Muddy, I manufacture and sell chamber tools that are designed to enhance accuracy, especially in guns with deep free bore. Based on customer input, most of my sales are going to Ruger, Remington, and Winchester owners (in that order). Their chamber quality has gone from bad to worse in most American made rifles. I think SAAMI has a lot to do with this. In some calibers, there's a host of ammo manufacturers, both domestic and foreign. Because foreign ammo makers don't subscribe to SAAMI, there are some pretty loose standards out there. As a firearms manufacturer, what do you do? You cut the free bore deeper so that foreign ammo will shoot. In addition, there's an occasional gun that leaves the factory "out of spec". For most hunters, they probably don't care about 1 MOA accuracy. For us perfectionists, "out of spec" conditions drive us nuts. Either way, deep free bore takes its toll on accuracy.
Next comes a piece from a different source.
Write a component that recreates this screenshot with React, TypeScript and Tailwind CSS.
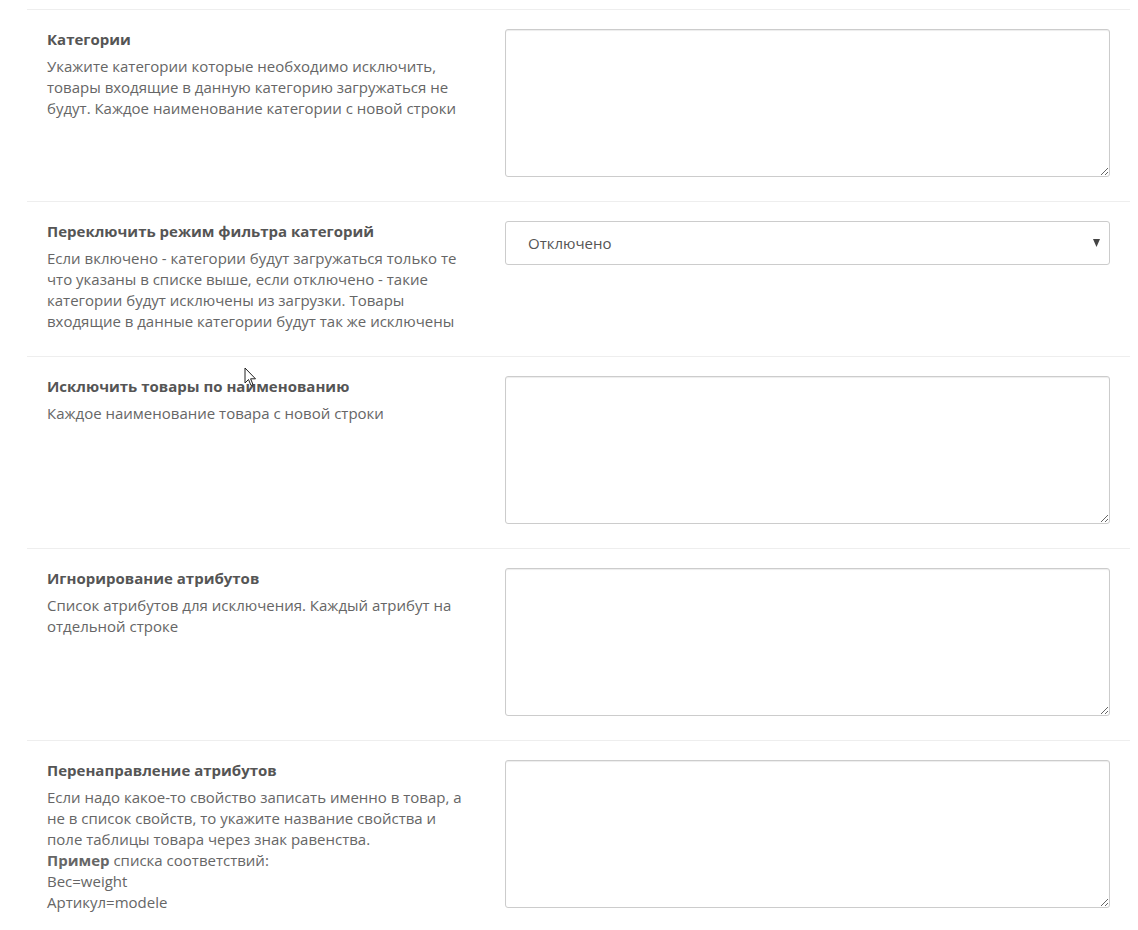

If you hand load, you can compensate for deep free bore by doing some basic things. Measure your chamber depth and don't trim your cases to SAAMI standards (the measurements in your reloading manual). Wait until they are .005 short of bottoming out. Load your bullets out to .010 from the lands. Increase your powder charge until "normal" velocity is achieved. This will bring things back to full velocity, best accuracy, and won't increase chamber pressures above SAAMI standards.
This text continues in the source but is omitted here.